Università, -679 iscritti: crisi e calo demografico

Rispetto allo scorso anno la flessione è del 14% ma i dati saranno definitivi quando arriveranno le conferme dei laureati triennali dell’appello a febbraio
Di Gabriella Ziani
Lasorte Trieste 11/07/07 - Università Rettore Peroni
Lasorte Trieste 11/07/07 - Università Rettore Peroni

Se guardassimo i dati nudi e crudi, senza quella notula che avverte “non sono consolidati” (dunque non sono definitivi) ci sarebbe da intristire, perché all’Università di Trieste risulterebbe iscritto il 14% in meno di studenti rispetto allo scorso anno, e ci sarebbe un calo anche di immatricolati (cioé iscritti al primo anno) per la prima volta dal 2003-2004. Mancano però le iscrizioni del secondo turno, a marzo, quando (e se) arrivano al corso magistrale i laureati triennali dell’ultimo appello di febbraio. Secondo il rettore Francesco Peroni sono di media 600, e se così sarà per davvero sarà quasi colmato il “gap” che a oggi dice 679 presenze in meno. Da quando il Consiglio universitario nazionale ha preso in mano le tabelle del decennio, scoprendo che gli atenei italiani hanno perso per strada 55 mila studenti, un’emorragia straziante, ogni ateneo è corso in archivio per analizzare la propria situazione. Lo ha fatto anche quello di Trieste.

Scoprendo che il “picco” di studenti si è avuto qui tra 2006 e 2009, quando si sono superati i 5000 iscritti al primo anno (sommatoria fra matricole e ragazzi che cambiano facoltà) con un massimo assoluto nell’anno accademico 2007-2008: 5343. Rispetto al 2003-2004 l’Università aveva allora guadagnato ben 1185 studenti. Lo scorso anno, ultimi dati “consolidati”, questa fetta di aumento si era quasi dimezzata: +546 rispetto allo stesso parametro d’inizio decennio. Mentre quota 5000 non è mai stata superata per le matricole. È nel 2010 che è cominciata la discesa con un pesante -9,7% di iscritti totali, il dato più negativo nei 10 anni esaminati. «Dovremmo esserci ri-assestati, anche se è vero che l’Università resta costosa e i problemi economici possono certamente incidere sulle scelte di famiglie e ragazzi, benché sia da tenere in conto anche il calo demografico», è quello che ritiene Peroni.

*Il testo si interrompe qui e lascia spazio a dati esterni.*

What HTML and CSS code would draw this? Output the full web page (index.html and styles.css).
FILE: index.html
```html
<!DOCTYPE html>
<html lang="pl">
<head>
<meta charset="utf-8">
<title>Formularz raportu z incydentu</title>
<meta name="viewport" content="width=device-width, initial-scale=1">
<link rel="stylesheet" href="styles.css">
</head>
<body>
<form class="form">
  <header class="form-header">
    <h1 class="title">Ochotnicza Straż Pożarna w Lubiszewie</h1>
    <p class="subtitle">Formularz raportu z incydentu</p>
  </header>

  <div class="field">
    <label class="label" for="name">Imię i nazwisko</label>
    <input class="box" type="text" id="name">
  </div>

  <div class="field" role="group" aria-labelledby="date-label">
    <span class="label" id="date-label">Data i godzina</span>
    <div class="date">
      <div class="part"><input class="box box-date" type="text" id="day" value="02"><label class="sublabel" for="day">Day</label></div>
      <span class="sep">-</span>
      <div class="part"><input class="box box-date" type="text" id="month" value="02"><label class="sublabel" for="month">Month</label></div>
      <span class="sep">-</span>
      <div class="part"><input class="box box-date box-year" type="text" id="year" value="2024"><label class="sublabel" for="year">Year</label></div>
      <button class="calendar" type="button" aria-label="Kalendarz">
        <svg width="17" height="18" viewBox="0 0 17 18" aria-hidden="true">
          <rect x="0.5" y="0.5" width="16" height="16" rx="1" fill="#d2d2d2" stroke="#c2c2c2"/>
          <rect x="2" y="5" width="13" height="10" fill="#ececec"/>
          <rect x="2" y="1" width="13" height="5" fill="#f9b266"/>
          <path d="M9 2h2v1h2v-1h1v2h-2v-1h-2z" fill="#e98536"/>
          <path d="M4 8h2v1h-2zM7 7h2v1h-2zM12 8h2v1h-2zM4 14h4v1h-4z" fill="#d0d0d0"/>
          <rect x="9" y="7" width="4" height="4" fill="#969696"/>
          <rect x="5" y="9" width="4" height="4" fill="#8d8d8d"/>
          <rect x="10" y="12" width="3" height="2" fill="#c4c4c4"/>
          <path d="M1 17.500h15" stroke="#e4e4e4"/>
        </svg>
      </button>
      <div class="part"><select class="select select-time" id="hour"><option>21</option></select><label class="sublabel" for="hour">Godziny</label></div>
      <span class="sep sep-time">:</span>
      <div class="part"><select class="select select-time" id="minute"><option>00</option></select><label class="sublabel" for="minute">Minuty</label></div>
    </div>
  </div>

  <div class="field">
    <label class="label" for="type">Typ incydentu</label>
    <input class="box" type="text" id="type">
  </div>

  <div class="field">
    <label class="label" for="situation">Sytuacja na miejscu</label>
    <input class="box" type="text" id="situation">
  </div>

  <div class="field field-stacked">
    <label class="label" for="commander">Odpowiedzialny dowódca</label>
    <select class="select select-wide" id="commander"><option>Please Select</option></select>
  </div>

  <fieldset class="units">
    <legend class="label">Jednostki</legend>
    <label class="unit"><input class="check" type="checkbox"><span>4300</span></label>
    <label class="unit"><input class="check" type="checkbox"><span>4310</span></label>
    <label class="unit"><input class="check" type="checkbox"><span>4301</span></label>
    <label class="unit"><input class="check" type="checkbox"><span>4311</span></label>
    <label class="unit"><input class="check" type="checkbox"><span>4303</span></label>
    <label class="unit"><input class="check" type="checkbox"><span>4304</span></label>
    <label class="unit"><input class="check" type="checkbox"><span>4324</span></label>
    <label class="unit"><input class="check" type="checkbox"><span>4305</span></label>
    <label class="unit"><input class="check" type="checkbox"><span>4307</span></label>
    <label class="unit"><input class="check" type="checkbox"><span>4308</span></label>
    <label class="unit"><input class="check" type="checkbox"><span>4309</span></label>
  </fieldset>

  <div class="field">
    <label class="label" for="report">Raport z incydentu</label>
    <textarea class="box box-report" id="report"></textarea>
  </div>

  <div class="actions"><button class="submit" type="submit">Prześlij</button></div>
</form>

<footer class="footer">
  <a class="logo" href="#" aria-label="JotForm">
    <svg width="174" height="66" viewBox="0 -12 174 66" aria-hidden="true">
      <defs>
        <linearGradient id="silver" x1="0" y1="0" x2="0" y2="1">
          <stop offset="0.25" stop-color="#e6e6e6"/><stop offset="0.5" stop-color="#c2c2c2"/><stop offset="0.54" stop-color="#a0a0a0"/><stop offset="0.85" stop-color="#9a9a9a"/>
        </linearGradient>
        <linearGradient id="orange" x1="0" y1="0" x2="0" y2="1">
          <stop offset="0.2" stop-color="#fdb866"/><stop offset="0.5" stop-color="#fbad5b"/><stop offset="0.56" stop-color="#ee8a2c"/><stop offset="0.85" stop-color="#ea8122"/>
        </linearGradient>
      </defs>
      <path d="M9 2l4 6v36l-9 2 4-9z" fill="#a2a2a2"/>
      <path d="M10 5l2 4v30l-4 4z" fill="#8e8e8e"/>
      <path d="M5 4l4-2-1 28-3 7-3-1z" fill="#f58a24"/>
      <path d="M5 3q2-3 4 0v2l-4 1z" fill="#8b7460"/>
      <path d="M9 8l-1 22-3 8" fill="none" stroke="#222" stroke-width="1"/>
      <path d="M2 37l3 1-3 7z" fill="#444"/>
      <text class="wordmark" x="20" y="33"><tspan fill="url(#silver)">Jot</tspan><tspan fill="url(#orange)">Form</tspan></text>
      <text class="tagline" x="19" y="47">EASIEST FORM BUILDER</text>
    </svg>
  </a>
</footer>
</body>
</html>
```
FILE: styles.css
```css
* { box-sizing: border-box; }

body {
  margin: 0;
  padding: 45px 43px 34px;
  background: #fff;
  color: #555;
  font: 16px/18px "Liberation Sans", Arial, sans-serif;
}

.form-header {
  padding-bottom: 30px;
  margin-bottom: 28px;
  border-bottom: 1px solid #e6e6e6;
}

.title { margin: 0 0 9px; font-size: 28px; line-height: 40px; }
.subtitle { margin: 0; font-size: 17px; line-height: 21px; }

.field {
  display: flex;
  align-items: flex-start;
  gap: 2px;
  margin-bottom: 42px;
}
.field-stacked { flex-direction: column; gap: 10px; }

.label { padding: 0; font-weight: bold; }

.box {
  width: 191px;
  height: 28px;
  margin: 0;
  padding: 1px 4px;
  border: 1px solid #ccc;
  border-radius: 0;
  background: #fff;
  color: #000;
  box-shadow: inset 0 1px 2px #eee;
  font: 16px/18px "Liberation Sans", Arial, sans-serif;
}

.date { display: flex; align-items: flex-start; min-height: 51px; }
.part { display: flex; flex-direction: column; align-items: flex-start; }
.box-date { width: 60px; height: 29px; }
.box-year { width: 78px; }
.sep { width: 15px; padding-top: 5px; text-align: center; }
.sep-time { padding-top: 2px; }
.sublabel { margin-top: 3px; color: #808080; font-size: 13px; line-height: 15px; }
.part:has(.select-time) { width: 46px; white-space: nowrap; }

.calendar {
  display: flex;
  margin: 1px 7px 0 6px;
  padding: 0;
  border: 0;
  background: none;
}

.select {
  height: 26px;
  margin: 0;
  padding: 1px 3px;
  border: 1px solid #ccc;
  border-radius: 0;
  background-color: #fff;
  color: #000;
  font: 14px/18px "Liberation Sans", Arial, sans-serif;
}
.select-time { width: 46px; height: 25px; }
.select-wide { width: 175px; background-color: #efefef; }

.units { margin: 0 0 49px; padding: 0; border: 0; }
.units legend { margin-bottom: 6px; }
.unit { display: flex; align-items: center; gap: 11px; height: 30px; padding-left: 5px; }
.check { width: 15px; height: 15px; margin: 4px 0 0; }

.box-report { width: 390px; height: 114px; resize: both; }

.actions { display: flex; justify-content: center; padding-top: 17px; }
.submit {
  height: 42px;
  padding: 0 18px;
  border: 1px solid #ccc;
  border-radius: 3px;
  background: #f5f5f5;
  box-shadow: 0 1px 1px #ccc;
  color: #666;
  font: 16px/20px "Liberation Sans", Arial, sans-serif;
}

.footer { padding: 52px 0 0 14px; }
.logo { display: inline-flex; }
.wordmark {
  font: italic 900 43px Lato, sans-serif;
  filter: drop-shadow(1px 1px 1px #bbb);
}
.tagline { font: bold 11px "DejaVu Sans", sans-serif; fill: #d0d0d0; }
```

Ma mentre il crollo del numero globale di studenti ha lasciato tutti di stucco, come segno di irreversibile crisi del sistema Italia, lo stesso ministro Francesco Profumo ha avvertito che le cifre nude non rappresentano solo volontà e possibilità dei singoli, ma anche le tortuose altalenanze normative attraverso cui il sistema universitario italiano è passato negli anni, con riforme realizzate a puntate, dall’introduzione della laurea triennale ai “crediti” facili, fino al tracollo dei finanziamenti firmati Tremonti prima, e Monti adesso.

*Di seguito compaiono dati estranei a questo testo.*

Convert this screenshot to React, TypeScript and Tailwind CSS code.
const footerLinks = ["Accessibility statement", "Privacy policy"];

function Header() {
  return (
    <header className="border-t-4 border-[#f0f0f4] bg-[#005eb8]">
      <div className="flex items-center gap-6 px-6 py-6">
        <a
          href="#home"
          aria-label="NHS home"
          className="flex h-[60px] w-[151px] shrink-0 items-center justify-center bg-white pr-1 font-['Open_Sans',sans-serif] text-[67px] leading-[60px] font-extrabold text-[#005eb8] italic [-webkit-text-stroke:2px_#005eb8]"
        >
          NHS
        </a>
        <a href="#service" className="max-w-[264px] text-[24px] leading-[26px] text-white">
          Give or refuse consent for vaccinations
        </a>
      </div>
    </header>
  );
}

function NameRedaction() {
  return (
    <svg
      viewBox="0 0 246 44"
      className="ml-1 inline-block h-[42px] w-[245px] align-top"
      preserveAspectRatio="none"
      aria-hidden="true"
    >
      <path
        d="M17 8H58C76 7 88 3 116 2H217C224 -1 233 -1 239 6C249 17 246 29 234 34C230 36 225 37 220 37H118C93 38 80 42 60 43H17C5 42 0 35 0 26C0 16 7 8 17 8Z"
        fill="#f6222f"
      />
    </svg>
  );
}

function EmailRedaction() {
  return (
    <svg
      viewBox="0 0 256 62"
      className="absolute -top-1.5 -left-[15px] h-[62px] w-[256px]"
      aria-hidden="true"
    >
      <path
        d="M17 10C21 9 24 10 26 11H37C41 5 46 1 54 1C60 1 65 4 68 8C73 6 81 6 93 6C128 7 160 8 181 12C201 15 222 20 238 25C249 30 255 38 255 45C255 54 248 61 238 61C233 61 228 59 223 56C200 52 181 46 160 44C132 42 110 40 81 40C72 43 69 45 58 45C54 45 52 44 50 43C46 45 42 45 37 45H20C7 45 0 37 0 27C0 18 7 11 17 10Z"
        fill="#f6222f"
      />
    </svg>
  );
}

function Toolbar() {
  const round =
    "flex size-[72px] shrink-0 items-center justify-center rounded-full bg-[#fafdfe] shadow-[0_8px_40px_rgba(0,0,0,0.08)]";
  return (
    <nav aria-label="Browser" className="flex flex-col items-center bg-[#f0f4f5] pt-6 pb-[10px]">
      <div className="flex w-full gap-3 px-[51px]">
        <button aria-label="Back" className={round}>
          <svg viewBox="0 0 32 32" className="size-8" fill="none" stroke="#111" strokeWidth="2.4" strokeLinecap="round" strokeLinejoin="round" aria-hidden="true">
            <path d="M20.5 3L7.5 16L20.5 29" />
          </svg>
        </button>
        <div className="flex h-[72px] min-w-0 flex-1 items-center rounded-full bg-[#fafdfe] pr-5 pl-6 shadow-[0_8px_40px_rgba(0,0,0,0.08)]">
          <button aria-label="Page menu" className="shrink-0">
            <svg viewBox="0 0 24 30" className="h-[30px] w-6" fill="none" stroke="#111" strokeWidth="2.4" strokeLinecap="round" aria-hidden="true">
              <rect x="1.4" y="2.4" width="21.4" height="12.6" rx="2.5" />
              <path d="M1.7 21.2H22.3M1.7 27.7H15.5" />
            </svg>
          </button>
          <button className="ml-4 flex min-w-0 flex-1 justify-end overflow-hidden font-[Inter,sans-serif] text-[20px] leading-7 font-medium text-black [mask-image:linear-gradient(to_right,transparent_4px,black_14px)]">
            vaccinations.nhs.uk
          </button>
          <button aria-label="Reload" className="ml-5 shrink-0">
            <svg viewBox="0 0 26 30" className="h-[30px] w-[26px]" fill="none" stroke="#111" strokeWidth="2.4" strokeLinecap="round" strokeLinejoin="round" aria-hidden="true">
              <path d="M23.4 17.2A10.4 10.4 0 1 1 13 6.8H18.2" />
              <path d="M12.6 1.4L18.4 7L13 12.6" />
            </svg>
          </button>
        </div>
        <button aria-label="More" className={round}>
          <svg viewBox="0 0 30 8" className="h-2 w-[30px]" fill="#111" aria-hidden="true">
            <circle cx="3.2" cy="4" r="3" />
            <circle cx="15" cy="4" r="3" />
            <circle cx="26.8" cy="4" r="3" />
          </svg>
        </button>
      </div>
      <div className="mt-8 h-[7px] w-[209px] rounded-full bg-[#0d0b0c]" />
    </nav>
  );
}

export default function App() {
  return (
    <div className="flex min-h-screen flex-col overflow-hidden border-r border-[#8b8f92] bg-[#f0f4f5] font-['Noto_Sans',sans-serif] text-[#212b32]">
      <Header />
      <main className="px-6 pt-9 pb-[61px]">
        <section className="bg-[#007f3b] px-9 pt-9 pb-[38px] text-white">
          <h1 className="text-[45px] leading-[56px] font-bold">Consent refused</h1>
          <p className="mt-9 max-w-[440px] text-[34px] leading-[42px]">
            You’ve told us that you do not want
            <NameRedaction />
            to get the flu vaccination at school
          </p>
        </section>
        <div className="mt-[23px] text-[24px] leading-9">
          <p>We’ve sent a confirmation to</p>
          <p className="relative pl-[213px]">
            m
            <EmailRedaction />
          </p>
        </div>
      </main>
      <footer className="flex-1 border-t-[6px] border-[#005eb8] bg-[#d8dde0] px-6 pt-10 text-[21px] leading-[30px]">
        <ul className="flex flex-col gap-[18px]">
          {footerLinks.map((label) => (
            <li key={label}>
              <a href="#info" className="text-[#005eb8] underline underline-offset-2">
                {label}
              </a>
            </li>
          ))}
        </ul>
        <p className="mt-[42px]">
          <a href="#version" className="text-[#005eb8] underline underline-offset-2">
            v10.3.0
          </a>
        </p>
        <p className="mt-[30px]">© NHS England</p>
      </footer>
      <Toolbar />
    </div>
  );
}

Peroni ricorda che una riforma firmata Berlinguer-Zecchino (due ministri) «diedero crediti sostitutivi della frequenza a molte categorie professionali, dalle forze armate ai commercialisti, in virtù di questo bastava aver lavorato per risultare idonei a frequentare solo l’ultimo anno, o addirittura dare solo la tesi di laurea». Una “coorte” di iscritti si riversò nelle statistiche delle università. Poi la successiva sequenza di ministri (Mussi, governo Prodi, e Gelmini, governo Berlusconi) diede la stretta a questi regali, ed ecco il crollo numerico degli aspiranti laureati.

Ma nel frattempo e specialmente a Trieste il drammatico calo dei finanziamenti e i limiti di spesa per stipendi hanno spinto l’ateneo a pensionare docenti su docenti. Le regole ministeriali, mossa successiva, hanno reso più stringenti i parametri dell’ossatura scientifica e didattica degli atenei: senza il numero “giusto” di professori di ruolo, un corso non sta in piedi. Dunque è iniziato il prosciugamento dell’università stessa (prima che quello degli studenti).

Con un finale perciò di paradosso, forse nascosto in queste cifre di rapporto globale. E non certo ottimistico. «Se in certe facoltà il numero di iscritti è calato - avverte infatti Peroni - forse non è per la minore richiesta da parte dei giovani. Ma perché anche facoltà per le quali a livello nazionale non è previsto, è stato istituito localmente il numero chiuso. Viceversa i docenti non sarebbero stati in numero adeguato».

Cifre, cifre. Ma quel che sta dietro i processi è perfino più interessante. E, naturalmente, anche più inquietante.